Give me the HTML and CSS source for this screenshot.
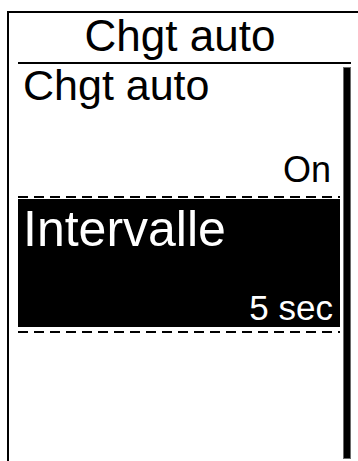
FILE: index.html
```
<!DOCTYPE html>
<html lang="fr">
<head>
    <meta charset="UTF-8">
    <meta name="viewport" content="width=device-width, initial-scale=1.0">
    <title>Chgt auto</title>
    <link rel="stylesheet" href="styles.css">
</head>
<body>
    <div class="screen">
        <div class="title">Chgt auto</div>
        <div class="rule"></div>
        <div class="content">
            <div class="menu">
                <div class="item">
                    <span class="label">Chgt auto</span>
                    <span class="value">On</span>
                </div>
                <div class="sep"></div>
                <div class="item selected">
                    <span class="label">Intervalle</span>
                    <span class="value">5 sec</span>
                </div>
                <div class="sep sep-last"></div>
            </div>
            <div class="scrollbar"></div>
        </div>
    </div>
</body>
</html>
```
FILE: styles.css
```
html,
body {
    margin: 0;
    padding: 0;
    background-color: #ffffff;
    overflow: hidden;
}

body {
    font-family: "Liberation Sans", Arial, sans-serif;
    color: #000;
    width: 358px;
    height: 461px;
}

.screen {
    margin: 11px 0 0 7px;
    border-left: 2px solid #000;
    border-top: 2px solid #000;
    width: 349px;
    height: 448px;
}

.title {
    width: 342px;
    height: 49px;
    line-height: 45px;
    font-size: 44px;
    text-align: center;
}

.rule {
    width: 333px;
    height: 2px;
    margin-left: 9px;
    background-color: #000;
}

.content {
    display: flex;
    align-items: flex-start;
    margin-left: 9px;
}

.menu {
    width: 322px;
}

.item {
    display: flex;
    flex-direction: column;
    justify-content: space-between;
    box-sizing: border-box;
    height: 130px;
    padding: 0 9px 6px 5px;
}

.item .label {
    font-size: 43px;
    line-height: 43px;
}

.item .value {
    align-self: flex-end;
    font-size: 36px;
    line-height: 36px;
}

.item.selected {
    height: 128px;
    padding: 6px 7px 2px 5px;
    margin-top: 1px;
    background-color: #000;
    color: #fff;
}

.item.selected .label {
    font-size: 50px;
    line-height: 49px;
}

.item.selected .value {
    font-size: 35px;
    line-height: 35px;
}

.sep {
    height: 2px;
    margin-top: 2px;
    background: repeating-linear-gradient(to right, #000 0, #000 10px, transparent 10px, transparent 16px);
}

.sep-last {
    margin-top: 4px;
}

.scrollbar {
    box-sizing: border-box;
    width: 8px;
    height: 392px;
    margin: 3px 0 0 3px;
    background-color: #000;
    border: 1px solid #6a6a6a;
}
```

▶ _What you will do_
Reproduce all of the data exactly; the pictures do not belong in the copy.

▶ _Response_
Give me the HTML and CSS source for this screenshot.
FILE: index.html
```
<!DOCTYPE html>
<html lang="fr">
<head>
    <meta charset="UTF-8">
    <meta name="viewport" content="width=device-width, initial-scale=1.0">
    <title>Chgt auto</title>
    <link rel="stylesheet" href="styles.css">
</head>
<body>
    <div class="screen">
        <div class="title">Chgt auto</div>
        <div class="rule"></div>
        <div class="content">
            <div class="menu">
                <div class="item">
                    <span class="label">Chgt auto</span>
                    <span class="value">On</span>
                </div>
                <div class="sep"></div>
                <div class="item selected">
                    <span class="label">Intervalle</span>
                    <span class="value">5 sec</span>
                </div>
                <div class="sep sep-last"></div>
            </div>
            <div class="scrollbar"></div>
        </div>
    </div>
</body>
</html>
```
FILE: styles.css
```
html,
body {
    margin: 0;
    padding: 0;
    background-color: #ffffff;
    overflow: hidden;
}

body {
    font-family: "Liberation Sans", Arial, sans-serif;
    color: #000;
    width: 358px;
    height: 461px;
}

.screen {
    margin: 11px 0 0 7px;
    border-left: 2px solid #000;
    border-top: 2px solid #000;
    width: 349px;
    height: 448px;
}

.title {
    width: 342px;
    height: 49px;
    line-height: 45px;
    font-size: 44px;
    text-align: center;
}

.rule {
    width: 333px;
    height: 2px;
    margin-left: 9px;
    background-color: #000;
}

.content {
    display: flex;
    align-items: flex-start;
    margin-left: 9px;
}

.menu {
    width: 322px;
}

.item {
    display: flex;
    flex-direction: column;
    justify-content: space-between;
    box-sizing: border-box;
    height: 130px;
    padding: 0 9px 6px 5px;
}

.item .label {
    font-size: 43px;
    line-height: 43px;
}

.item .value {
    align-self: flex-end;
    font-size: 36px;
    line-height: 36px;
}

.item.selected {
    height: 128px;
    padding: 6px 7px 2px 5px;
    margin-top: 1px;
    background-color: #000;
    color: #fff;
}

.item.selected .label {
    font-size: 50px;
    line-height: 49px;
}

.item.selected .value {
    font-size: 35px;
    line-height: 35px;
}

.sep {
    height: 2px;
    margin-top: 2px;
    background: repeating-linear-gradient(to right, #000 0, #000 10px, transparent 10px, transparent 16px);
}

.sep-last {
    margin-top: 4px;
}

.scrollbar {
    box-sizing: border-box;
    width: 8px;
    height: 392px;
    margin: 3px 0 0 3px;
    background-color: #000;
    border: 1px solid #6a6a6a;
}
```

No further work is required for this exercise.